Why Do U.S. Equity Markets Care About The Firing Of An FBI Director?

On this week’s episode of Market Week in Review, Senior Investment Strategist Paul Eitelman was joined by host Todd LaFountaine, program director, advisor insights. Todd introduced the episode by pointing out the steep selloff of U.S. equities on May 17, and said it was in reaction to the firing of former U.S. Federal Bureau of Investigations Director (FBI), James Comey, by U.S. President Donald Trump. So why did the markets react? Why do they care who gets fired from the FBI?

Eitelman pointed out that this week’s political distraction in Washington D.C. is impacting the timeline of the what the markets really care about—corporate tax reform. Eitelman stated that this idea of tax cuts in the U.S. has been one of the key catalysts for pushing U.S. equity markets higher since last November. It increasingly looks like that process is now moving very slowly. The Trump administration initially started talking about wanting to achieve comprehensive tax reforms in August of 2017. Eitelman pointed out that with this week’s distractions, even an end of year deadline for tax reform is starting to look unlikely.

For investors, Russell Investments strategists believe that their primary focus should not be on political distractions, but on fundamentals. The secondary focus should be on progress toward the tax reform, because it’s the policy issue that matters from the market’s perspective.

Good global news

Shifting away from the U.S., Eitelman shared some encouraging developments globally. This week, the first quarter gross domestic product (GDP) reports from Europe and Japan were released, both showing around 2% annualized growth, and both outperformed the U.S. economy over the same time period. In addition, earnings-growth data has been strong in Europe, Japan and in emerging markets.

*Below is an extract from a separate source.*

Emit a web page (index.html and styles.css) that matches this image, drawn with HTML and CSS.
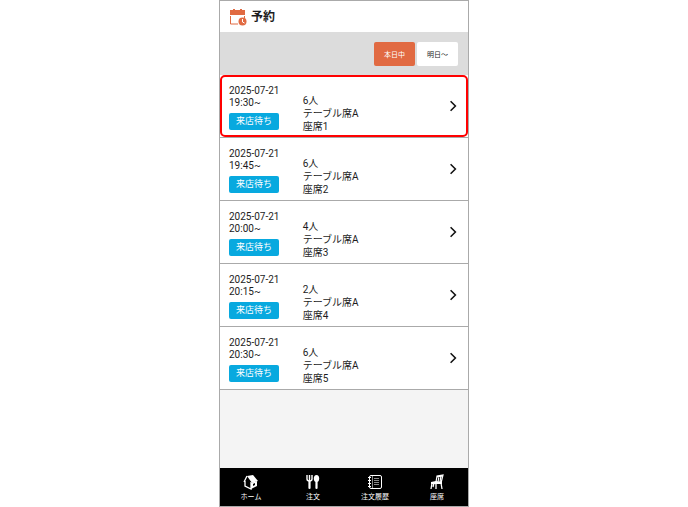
FILE: index.html
```html
<!DOCTYPE html>
<html lang="ja">
<head>
  <meta charset="UTF-8" />
  <meta name="viewport" content="width=device-width, initial-scale=1.0"/>
  <title>予約</title>
  <link rel="stylesheet" href="styles.css">
</head>
<body>
  <div class="app">
    <header class="header">
      <svg class="header-icon" viewBox="0 0 18 18" aria-hidden="true">
        <path d="M1 2h3V1h2v1h5V1h2v1h3v5H1z" fill="#e16a42"/>
        <path d="M1.500 8v8H9M15.500 8v2" fill="none" stroke="#e16a42"/>
        <circle cx="13.500" cy="13.500" r="4" fill="#e16a42"/>
        <path d="M13.500 11v3l2 1" fill="none" stroke="#fff"/>
      </svg>
      <h1>予約</h1>
    </header>

    <div class="toolbar">
      <button class="tab active" type="button">本日中</button>
      <button class="tab" type="button">明日～</button>
    </div>

    <main class="list">
      <a class="row selected" href="#seat1">
        <div class="when">
          <div>2025-07-21</div>
          <div>19:30~</div>
          <span class="status">来店待ち</span>
        </div>
        <div class="seat">
          <div>6人</div>
          <div>テーブル席A</div>
          <div>座席1</div>
        </div>
        <svg class="arrow" viewBox="0 0 8 10" aria-hidden="true"><path d="M2 1l4 4-4 4"/></svg>
      </a>
      <a class="row" href="#seat2">
        <div class="when">
          <div>2025-07-21</div>
          <div>19:45~</div>
          <span class="status">来店待ち</span>
        </div>
        <div class="seat">
          <div>6人</div>
          <div>テーブル席A</div>
          <div>座席2</div>
        </div>
        <svg class="arrow" viewBox="0 0 8 10" aria-hidden="true"><path d="M2 1l4 4-4 4"/></svg>
      </a>
      <a class="row" href="#seat3">
        <div class="when">
          <div>2025-07-21</div>
          <div>20:00~</div>
          <span class="status">来店待ち</span>
        </div>
        <div class="seat">
          <div>4人</div>
          <div>テーブル席A</div>
          <div>座席3</div>
        </div>
        <svg class="arrow" viewBox="0 0 8 10" aria-hidden="true"><path d="M2 1l4 4-4 4"/></svg>
      </a>
      <a class="row" href="#seat4">
        <div class="when">
          <div>2025-07-21</div>
          <div>20:15~</div>
          <span class="status">来店待ち</span>
        </div>
        <div class="seat">
          <div>2人</div>
          <div>テーブル席A</div>
          <div>座席4</div>
        </div>
        <svg class="arrow" viewBox="0 0 8 10" aria-hidden="true"><path d="M2 1l4 4-4 4"/></svg>
      </a>
      <a class="row" href="#seat5">
        <div class="when">
          <div>2025-07-21</div>
          <div>20:30~</div>
          <span class="status">来店待ち</span>
        </div>
        <div class="seat">
          <div>6人</div>
          <div>テーブル席A</div>
          <div>座席5</div>
        </div>
        <svg class="arrow" viewBox="0 0 8 10" aria-hidden="true"><path d="M2 1l4 4-4 4"/></svg>
      </a>
    </main>

    <nav class="nav">
      <a href="#home">
        <svg viewBox="0 0 16 16" aria-hidden="true">
          <path d="M4 2l6-1 5 6-6 2z" fill="#fff"/>
          <path d="M4 2L1 8M2 7v5l6 3V8" fill="none" stroke="#fff" stroke-width="1.300"/>
          <path d="M8 9l6-2v5l-6 3z" fill="#fff"/>
          <path d="M10 10l2-1v2l-2 1z" fill="#000"/>
        </svg>
        ホーム
      </a>
      <a href="#order">
        <svg viewBox="0 0 16 16" aria-hidden="true">
          <path d="M2 1v4q0 2 2.500 2T7 5V1M4.500 1v5" fill="none" stroke="#fff" stroke-width="1.400"/>
          <path d="M4.500 7v7M11.500 7v7" stroke="#fff" stroke-width="2.200" stroke-linecap="round"/>
          <ellipse cx="11.500" cy="4.500" rx="2.700" ry="3.500" fill="#fff"/>
        </svg>
        注文
      </a>
      <a href="#history">
        <svg viewBox="0 0 16 16" aria-hidden="true">
          <rect x="2.500" y="1.500" width="12" height="13" rx="1.500" fill="none" stroke="#fff"/>
          <path d="M5.500 2v12" stroke="#888"/>
          <path d="M1 3.500h3M1 6.500h3M1 9.500h3M1 12.500h3" stroke="#fff"/>
          <path d="M7 4.500h5M7 6.500h5M7 8.500h5M7 10.500h5" stroke="#888"/>
        </svg>
        注文履歴
      </a>
      <a href="#seats">
        <svg viewBox="0 0 16 16" aria-hidden="true">
          <path d="M7 8l1-6 6-1-2 8M10 2L9 8M12 1.500L11 8M8 3l5-1" fill="none" stroke="#fff" stroke-width="1.200"/>
          <path d="M2 8l5-1 6 1v2H2z" fill="#fff"/>
          <path d="M3 9l-1 6M7 9v6M12 9l1 6M5 9l-1 4" fill="none" stroke="#fff" stroke-width="1.300"/>
        </svg>
        座席
      </a>
    </nav>
  </div>
</body>
</html>
```
FILE: styles.css
```css
* {
  box-sizing: border-box;
}

body {
  margin: 0;
  background-color: #fff;
  color: #1c1c1c;
  font-family: Roboto, "Noto Sans CJK JP", sans-serif;
  font-size: 10px;
}

.app {
  display: flex;
  flex-direction: column;
  width: 100%;
  max-width: 250px;
  min-height: 100vh;
  margin: 0 auto;
  border: 1px solid #aaa;
  background-color: #f4f4f4;
}

.header {
  display: flex;
  align-items: center;
  gap: 4px;
  height: 31px;
  padding: 0 9px;
  background-color: #fff;
}

.header-icon {
  width: 18px;
  height: 18px;
}

h1 {
  margin: 0;
  font-size: 12px;
  font-weight: bold;
  line-height: 16px;
}

.toolbar {
  display: flex;
  justify-content: flex-end;
  align-items: center;
  gap: 2px;
  height: 43px;
  padding: 0 10px;
  background-color: #dcdcdc;
}

.tab {
  width: 41px;
  height: 24px;
  padding: 0;
  border: none;
  border-radius: 2px;
  background-color: #fff;
  color: #1c1c1c;
  font-family: inherit;
  font-size: 7px;
  cursor: pointer;
}

.tab.active {
  background-color: #e16a42;
  color: #fff;
}

.list {
  flex: 1;
}

.row {
  position: relative;
  display: flex;
  align-items: flex-start;
  padding: 10px 10px 4px 9px;
  border-bottom: 1px solid #aaa;
  background-color: #fff;
  color: inherit;
  text-decoration: none;
}

.row.selected::after {
  content: "";
  position: absolute;
  inset: 0;
  border: 2px solid #f00;
  border-radius: 5px;
}

.when {
  width: 30%;
  margin-right: 5px;
  line-height: 12px;
}

.status {
  display: block;
  width: 50px;
  margin-top: 4px;
  border-radius: 2px;
  background-color: #08a9df;
  color: #fff;
  font-size: 9px;
  line-height: 17px;
  text-align: center;
}

.seat {
  flex: 1;
  padding-top: 9px;
  line-height: 13px;
}

.arrow {
  align-self: center;
  width: 10px;
  height: 12px;
  margin-bottom: 6px;
}

.arrow path {
  fill: none;
  stroke: #111;
  stroke-width: 1.3;
}

.nav {
  display: flex;
  height: 38px;
  background-color: #000;
}

.nav a {
  flex: 1;
  display: flex;
  flex-direction: column;
  align-items: center;
  padding-top: 6px;
  color: #fff;
  font-size: 7px;
  line-height: 14px;
  text-decoration: none;
}

.nav svg {
  width: 16px;
  height: 16px;
}
```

Low first quarter volatility in U.S. Equity markets

What about volatility? Is no news potentially bad news? Eitelman mentioned that The Chicago Board Options Exchange Volatility Index, commonly known as the VIX, showed that volatility in U.S. equities over the first quarter of 2017 was the lowest it’s been in over a decade—and the second lowest ever. According to Eitelman, when volatility is very low, it can be a sign of investor complacency and can create challenges around investor sentiment. When that flat sentiment score in U.S. equities is coupled with high valuation, our strategists take a cautionary view of that market sector.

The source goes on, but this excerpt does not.